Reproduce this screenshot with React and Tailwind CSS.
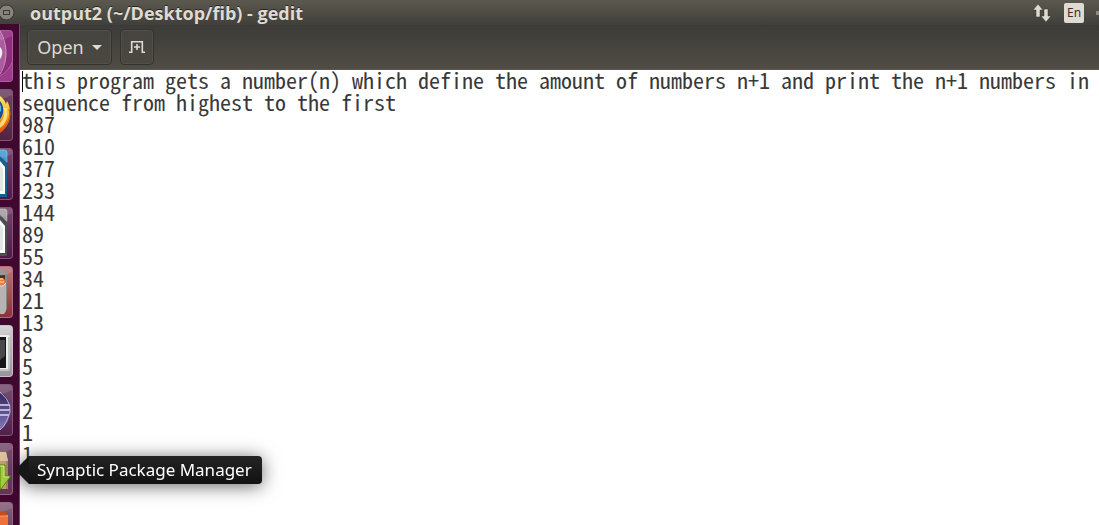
import React from "react";

const TEXT = [
  "this program gets a number(n) which define the amount of numbers n+1 and print the n+1 numbers in sequence from highest to the first",
  987, 610, 377, 233, 144, 89, 55, 34, 21, 13, 8, 5, 3, 2, 1, 1,
].join("\n");

function Dash() {
  return (
    <>
      <path d="M0 3C8 17 8 29 0 42Z" fill="#cf9cc5" opacity=".45" />
      <path d="M0 1C8 15 8 31 0 44" fill="none" stroke="#dcb5d4" strokeWidth=".8" />
      <path d="M0 17C3 20 3 25 0 29Z" fill="#f6edf4" />
      <path d="M0 46Q8 42 13 31V51H0Z" fill="#a94b98" opacity=".5" />
      <path d="M0 46Q8 42 13 31" fill="none" stroke="#b55fa5" strokeWidth="1" />
    </>
  );
}

function Firefox() {
  return (
    <>
      <defs>
        <linearGradient id="fox" x1="0" y1="0" x2="0" y2="1">
          <stop offset="0" stopColor="#ffe566" />
          <stop offset=".5" stopColor="#fbb416" />
          <stop offset="1" stopColor="#df4a0b" />
        </linearGradient>
      </defs>
      <path d="M0 7C3 9 5 12 6 15L7 12C11 18 12 31 6 38Q3 42 0 44Z" fill="url(#fox)" />
      <path d="M0 12Q4 17 3 24Q2 28 0 30Z" fill="#174f91" />
      <path d="M0 15Q2 18 1 22L0 23Z" fill="#63b4e5" />
      <path d="M4 19Q6 28 0 34V39Q9 33 7 19Z" fill="#fff3a0" opacity=".75" />
      <path d="M9 20Q12 31 2 41" fill="none" stroke="#e85c0b" strokeWidth="1.2" />
    </>
  );
}

function Office({ light, dark }) {
  return (
    <>
      <path d="M0 2H6L7 3V15L0 8Z" fill={light} />
      <path d="M0 8L7 16V49H0Z" fill={dark} />
      <path d="M0 13L5 19V46H0Z" fill="#fff" />
      <path d="M0 17L3 21V43H0Z" fill="#e4e5e5" />
      <path d="M0 2H5L7 4V14" fill="none" stroke="#fff" strokeWidth=".6" opacity=".5" />
    </>
  );
}

function Files() {
  return (
    <>
      <path d="M0 4H5L7 7V43L5 45H0Z" fill="#898989" />
      <path d="M0 9H5V22H0Z" fill="#4c3026" />
      <path d="M0 12H3L5 14V20H0Z" fill="#f27b3a" />
      <path d="M0 16H4M0 13H3" stroke="#ffe0b4" strokeWidth="1" />
      <path d="M0 20H3L6 17V45L4 48H0Z" fill="#b5b4b3" />
      <path d="M0 20H3L6 17" fill="none" stroke="#e5e3e1" strokeWidth="1" />
    </>
  );
}

function Terminal() {
  return (
    <>
      <path d="M0 10H8Q10 10 10 12V43Q10 46 8 46H0Z" fill="#eeeeee" />
      <path d="M9 12V45H0" fill="none" stroke="#9c9c9c" strokeWidth="1" />
      <path d="M0 12H6V43H0Z" fill="#171717" />
      <path d="M0 15H5V31L0 35Z" fill="#494949" />
    </>
  );
}

function Eclipse() {
  return (
    <>
      <defs>
        <linearGradient id="globe" x1="0" y1="0" x2="0" y2="1">
          <stop offset="0" stopColor="#33255a" />
          <stop offset="1" stopColor="#8379bb" />
        </linearGradient>
      </defs>
      <path d="M0 8Q10 13 11 25Q10 39 0 46Z" fill="url(#globe)" />
      <path d="M0 21H10M0 26H10M0 31H9" stroke="#dcd8f3" strokeWidth="1.5" />
      <path d="M0 8Q16 21 7 36Q4 43 0 46" fill="none" stroke="#b8addc" strokeWidth="1" />
    </>
  );
}

function Synaptic() {
  return (
    <>
      <path d="M0 9H6L8 18V46H0Z" fill="#bf9e72" />
      <path d="M0 9H6L8 18H0Z" fill="#dbc29d" />
      <path d="M7 18V46" stroke="#8c6c43" strokeWidth="1" />
      <path d="M0 22H5V33H11L1 46H0Z" fill="#a2cf3c" stroke="#53830d" strokeWidth="1" />
      <path d="M0 23H4V34H9" fill="none" stroke="#d7ed8d" strokeWidth="1" />
    </>
  );
}

function Software() {
  return (
    <>
      <path d="M0 13H8V52H0Z" fill="#ee7137" />
      <path d="M0 10H6V14H0Z" fill="#c44c1d" />
      <path d="M0 14H8" stroke="#ff9c68" strokeWidth="1" />
    </>
  );
}

const LAUNCHERS = [
  ["Search your computer", "bg-[#8f2c7e] border-[#b05ca2]", <Dash />],
  ["Firefox Web Browser", "bg-linear-to-b from-[#6d4565] to-[#53233f] border-[#7e5874]", <Firefox />],
  ["LibreOffice Writer", "bg-linear-to-b from-[#74466b] to-[#4f1947] border-[#81567a]", <Office light="#3f9bd0" dark="#15628f" />],
  ["LibreOffice Impress", "bg-linear-to-b from-[#74466b] to-[#4f1947] border-[#81567a]", <Office light="#a0a09e" dark="#4b4f50" />],
  ["Files", "bg-linear-to-b from-[#ba7676] to-[#88323d] border-[#b76e73]", <Files />],
  ["Terminal", "bg-linear-to-b from-[#cfcbce] to-[#99959a] border-[#c8c4c8]", <Terminal />],
  ["Eclipse", "bg-linear-to-b from-[#77516f] to-[#51204b] border-[#81567a]", <Eclipse />],
  ["Synaptic Package Manager", "bg-linear-to-b from-[#77516f] to-[#653358] border-[#916887]", <Synaptic />],
  ["Ubuntu Software", "bg-linear-to-b from-[#846078] to-[#5d294d] border-[#916887]", <Software />],
];

function Launcher() {
  return (
    <nav aria-label="Launcher" className="-mt-px flex w-5 shrink-0 flex-col gap-[7px] overflow-hidden border-r border-[#774b6e] bg-[#40082f] pt-1.5">
      {LAUNCHERS.map(([name, style, art]) => (
        <button key={name} aria-label={name} className={`h-[52px] w-[13px] shrink-0 overflow-hidden rounded-r border-y border-r ${style}`}>
          <svg viewBox="0 1 12 50" className="block h-full w-full" aria-hidden="true">
            {art}
            <path d="M0 1H12V6Q7 9 0 10Z" fill="#fff" opacity=".12" />
          </svg>
        </button>
      ))}
    </nav>
  );
}

function TopBar() {
  return (
    <header className="flex h-[25px] shrink-0 items-center bg-linear-to-b from-[#5b594f] to-[#403f3a] text-[#dfdbd2]">
      <button aria-label="Restore window" className="w-[30px] shrink-0">
        <svg viewBox="0 0 30 24" className="block h-6 w-[30px]">
          <circle cx="6.5" cy="11.5" r="7.5" fill="#85837b" stroke="#34332e" />
          <rect x="3.5" y="9.5" width="6" height="4" fill="none" stroke="#3b3a35" />
        </svg>
      </button>
      <h1 className="whitespace-nowrap font-['Open_Sans','Noto_Sans',sans-serif] text-[18px] leading-[22px] font-bold [text-shadow:0_-1px_#292824]">output2 (~/Desktop/fib) - gedit</h1>
      <div className="ml-auto flex items-center">
        <button aria-label="Network">
          <svg viewBox="0 0 20 20" className="block h-5 w-5" fill="#dfdbd2">
            <path d="M6 1L11 7H8V14H4V7H1ZM14 19L9 13H12V6H16V13H19Z" stroke="#34332e" strokeWidth=".5" />
          </svg>
        </button>
        <button className="ml-3 h-5 w-5 rounded-xs bg-[#dfdbd2] text-[12px] leading-5 text-[#34332e]">En</button>
        <div className="ml-3 h-1 w-[3px] bg-[#8c8a82]" />
      </div>
    </header>
  );
}

function Toolbar() {
  return (
    <div className="flex h-[45px] shrink-0 items-center gap-2 border-b border-[#5c584f] bg-linear-to-b from-[#3c3b37] to-[#504d46] px-[7px] text-[#dfdbd2]">
      <button className="flex h-9 w-[85px] items-center justify-center gap-2 rounded border border-[#34332f] bg-linear-to-b from-[#45443f] to-[#4b4842] text-[18px] shadow-[inset_0_0_0_1px_#525048]">
        Open
        <svg viewBox="0 0 10 5" className="h-[5px] w-2.5" fill="currentColor" aria-hidden="true"><path d="M0 0H10L5 5Z" /></svg>
      </button>
      <button aria-label="Create a new document" className="flex h-9 w-[34px] items-center justify-center rounded border border-[#34332f] bg-linear-to-b from-[#45443f] to-[#4b4842] shadow-[inset_0_0_0_1px_#525048]">
        <svg viewBox="0 0 16 14" className="h-3.5 w-4" fill="none" stroke="currentColor" strokeWidth="1.6">
          <path d="M0 12.2H2.7V1.8H13.3V12.2H16M8 4V10M5 7H11" />
        </svg>
      </button>
    </div>
  );
}

export default function App() {
  return (
    <div className="flex h-screen flex-col overflow-hidden bg-white font-['Noto_Sans',sans-serif]">
      <TopBar />
      <div className="relative flex min-h-0 flex-1">
        <Launcher />
        <main className="flex min-w-0 flex-1 flex-col">
          <Toolbar />
          <div className="relative flex min-h-0 flex-1">
            <textarea
              aria-label="Document text"
              spellCheck={false}
              defaultValue={TEXT}
              className="-mt-0.5 w-full resize-none overflow-hidden bg-transparent pl-0.5 font-['Noto_Sans_Mono_CJK_SC','DejaVu_Sans_Mono',monospace] text-[22px] leading-[22px] text-[#393939] outline-none"
            />
            <div className="absolute top-px left-0.5 h-[21px] w-px bg-black" />
          </div>
        </main>
        <div role="tooltip" className="absolute top-[431px] left-[15px] flex items-center drop-shadow-[0_2px_9px_rgba(0,0,0,0.6)]">
          <svg viewBox="0 0 14 28" className="h-7 w-3.5" fill="#171717" aria-hidden="true">
            <path d="M14 0L0 14L14 28Z" />
          </svg>
          <span className="h-7 rounded-r bg-linear-to-b from-[#242424] to-[#121212] pr-2.5 pl-2 text-[17px] leading-7 whitespace-nowrap text-white">
            Synaptic Package Manager
          </span>
        </div>
      </div>
    </div>
  );
}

______________________________

Extract, word for word, each line from the top of the data down to and including the line with "import React from"; skip the pictures.

Result of the task:
Reproduce this screenshot with React and Tailwind CSS.
import React from "react";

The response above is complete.